## Begin Provided records

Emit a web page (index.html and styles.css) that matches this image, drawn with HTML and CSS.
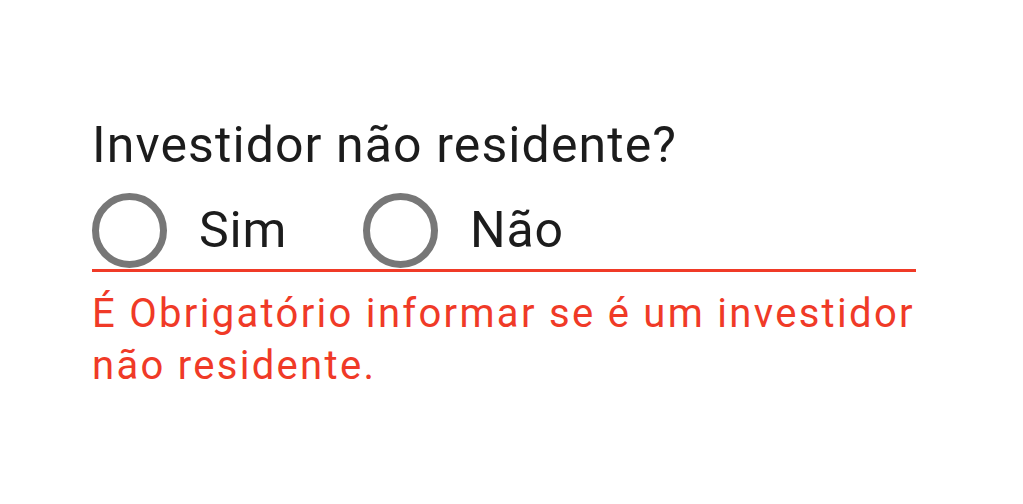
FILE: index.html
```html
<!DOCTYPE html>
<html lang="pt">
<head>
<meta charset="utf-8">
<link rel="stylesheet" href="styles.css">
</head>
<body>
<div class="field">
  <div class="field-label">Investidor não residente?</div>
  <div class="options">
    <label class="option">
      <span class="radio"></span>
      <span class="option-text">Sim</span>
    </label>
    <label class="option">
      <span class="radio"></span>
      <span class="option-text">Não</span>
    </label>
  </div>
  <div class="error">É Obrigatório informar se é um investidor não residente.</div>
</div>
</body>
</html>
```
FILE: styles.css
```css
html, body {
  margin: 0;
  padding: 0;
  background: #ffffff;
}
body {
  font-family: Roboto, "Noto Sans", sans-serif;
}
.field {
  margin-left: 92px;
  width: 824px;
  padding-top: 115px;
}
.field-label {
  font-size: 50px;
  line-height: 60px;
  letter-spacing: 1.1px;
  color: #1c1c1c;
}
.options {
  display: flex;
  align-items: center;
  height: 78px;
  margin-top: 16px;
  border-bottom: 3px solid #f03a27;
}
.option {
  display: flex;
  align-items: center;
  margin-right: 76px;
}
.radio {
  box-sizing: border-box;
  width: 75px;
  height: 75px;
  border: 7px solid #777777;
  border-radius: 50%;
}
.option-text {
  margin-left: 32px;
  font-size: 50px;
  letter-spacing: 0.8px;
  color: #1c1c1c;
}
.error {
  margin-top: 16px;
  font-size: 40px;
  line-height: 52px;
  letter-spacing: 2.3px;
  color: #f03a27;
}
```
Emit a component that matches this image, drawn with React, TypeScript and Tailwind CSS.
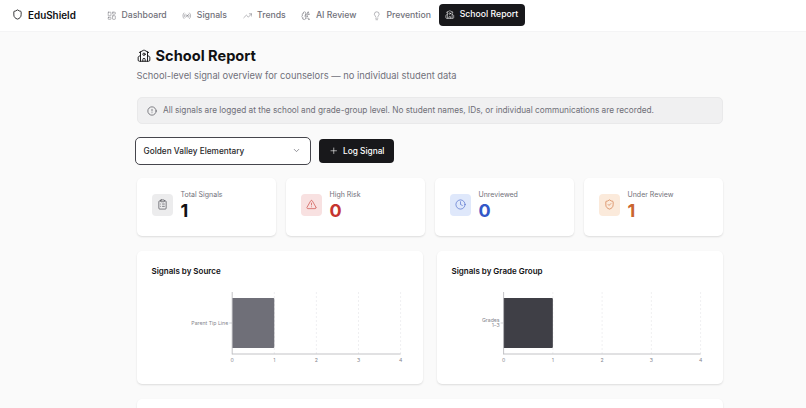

## End Provided records
## Begin Provided records

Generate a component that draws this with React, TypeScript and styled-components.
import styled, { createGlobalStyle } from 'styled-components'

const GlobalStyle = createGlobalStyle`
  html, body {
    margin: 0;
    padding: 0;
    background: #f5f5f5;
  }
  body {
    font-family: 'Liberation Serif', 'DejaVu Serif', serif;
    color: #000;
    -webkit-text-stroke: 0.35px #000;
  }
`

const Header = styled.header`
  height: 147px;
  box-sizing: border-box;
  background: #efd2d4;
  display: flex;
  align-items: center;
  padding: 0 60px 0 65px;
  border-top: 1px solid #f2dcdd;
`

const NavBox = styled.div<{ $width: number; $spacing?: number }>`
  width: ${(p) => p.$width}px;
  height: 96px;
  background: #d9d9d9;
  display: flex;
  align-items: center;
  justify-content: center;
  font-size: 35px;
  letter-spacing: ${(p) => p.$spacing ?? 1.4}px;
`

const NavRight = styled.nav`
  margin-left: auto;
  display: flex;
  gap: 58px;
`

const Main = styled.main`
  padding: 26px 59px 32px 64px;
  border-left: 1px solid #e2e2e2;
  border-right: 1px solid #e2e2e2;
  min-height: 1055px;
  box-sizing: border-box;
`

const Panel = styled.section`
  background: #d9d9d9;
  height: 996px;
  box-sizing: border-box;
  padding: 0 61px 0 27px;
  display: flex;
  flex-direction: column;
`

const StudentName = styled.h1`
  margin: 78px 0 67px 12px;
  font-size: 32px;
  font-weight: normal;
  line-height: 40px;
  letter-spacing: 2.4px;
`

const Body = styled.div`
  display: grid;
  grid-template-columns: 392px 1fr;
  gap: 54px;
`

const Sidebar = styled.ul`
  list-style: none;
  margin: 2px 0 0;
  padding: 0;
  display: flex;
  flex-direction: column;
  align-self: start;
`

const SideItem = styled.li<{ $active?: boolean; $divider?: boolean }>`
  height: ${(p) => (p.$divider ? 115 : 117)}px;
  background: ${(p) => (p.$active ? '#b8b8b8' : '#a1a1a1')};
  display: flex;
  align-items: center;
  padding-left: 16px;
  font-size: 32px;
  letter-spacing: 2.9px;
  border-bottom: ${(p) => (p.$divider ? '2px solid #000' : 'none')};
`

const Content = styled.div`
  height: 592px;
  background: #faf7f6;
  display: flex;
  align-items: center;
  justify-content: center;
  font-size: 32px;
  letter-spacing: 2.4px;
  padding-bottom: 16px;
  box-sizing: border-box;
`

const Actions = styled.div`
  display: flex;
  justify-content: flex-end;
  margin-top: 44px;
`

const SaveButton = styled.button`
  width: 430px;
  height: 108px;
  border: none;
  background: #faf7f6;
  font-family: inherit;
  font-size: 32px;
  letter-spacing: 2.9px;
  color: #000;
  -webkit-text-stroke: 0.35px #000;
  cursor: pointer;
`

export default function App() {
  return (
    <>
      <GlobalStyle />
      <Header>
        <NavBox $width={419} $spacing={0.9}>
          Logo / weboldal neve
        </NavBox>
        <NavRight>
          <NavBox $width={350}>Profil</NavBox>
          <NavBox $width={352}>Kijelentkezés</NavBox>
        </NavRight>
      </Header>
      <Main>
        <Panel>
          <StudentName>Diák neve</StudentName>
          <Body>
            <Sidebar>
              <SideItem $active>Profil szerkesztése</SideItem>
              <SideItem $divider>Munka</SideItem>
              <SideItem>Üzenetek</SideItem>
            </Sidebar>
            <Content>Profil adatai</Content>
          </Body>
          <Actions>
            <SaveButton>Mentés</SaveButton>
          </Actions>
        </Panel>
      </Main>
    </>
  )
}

## End Provided records
## Begin Provided records

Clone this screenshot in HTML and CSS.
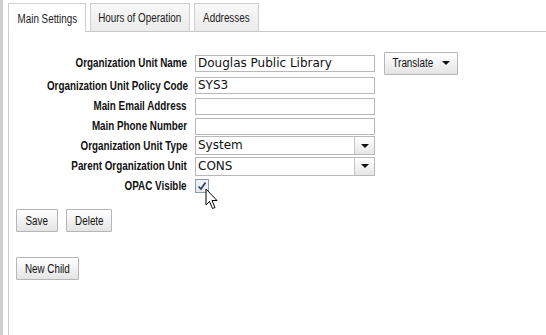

## End Provided records

Written exercise: Reproduce exactly, and only, the lines from the one containing "Emit a web page" through the one containing "Emit a component", including both; leave out any pictures.

Written answer:
Emit a web page (index.html and styles.css) that matches this image, drawn with HTML and CSS.
FILE: index.html
```html
<!DOCTYPE html>
<html lang="pt">
<head>
<meta charset="utf-8">
<link rel="stylesheet" href="styles.css">
</head>
<body>
<div class="field">
  <div class="field-label">Investidor não residente?</div>
  <div class="options">
    <label class="option">
      <span class="radio"></span>
      <span class="option-text">Sim</span>
    </label>
    <label class="option">
      <span class="radio"></span>
      <span class="option-text">Não</span>
    </label>
  </div>
  <div class="error">É Obrigatório informar se é um investidor não residente.</div>
</div>
</body>
</html>
```
FILE: styles.css
```css
html, body {
  margin: 0;
  padding: 0;
  background: #ffffff;
}
body {
  font-family: Roboto, "Noto Sans", sans-serif;
}
.field {
  margin-left: 92px;
  width: 824px;
  padding-top: 115px;
}
.field-label {
  font-size: 50px;
  line-height: 60px;
  letter-spacing: 1.1px;
  color: #1c1c1c;
}
.options {
  display: flex;
  align-items: center;
  height: 78px;
  margin-top: 16px;
  border-bottom: 3px solid #f03a27;
}
.option {
  display: flex;
  align-items: center;
  margin-right: 76px;
}
.radio {
  box-sizing: border-box;
  width: 75px;
  height: 75px;
  border: 7px solid #777777;
  border-radius: 50%;
}
.option-text {
  margin-left: 32px;
  font-size: 50px;
  letter-spacing: 0.8px;
  color: #1c1c1c;
}
.error {
  margin-top: 16px;
  font-size: 40px;
  line-height: 52px;
  letter-spacing: 2.3px;
  color: #f03a27;
}
```
Emit a component that matches this image, drawn with React, TypeScript and Tailwind CSS.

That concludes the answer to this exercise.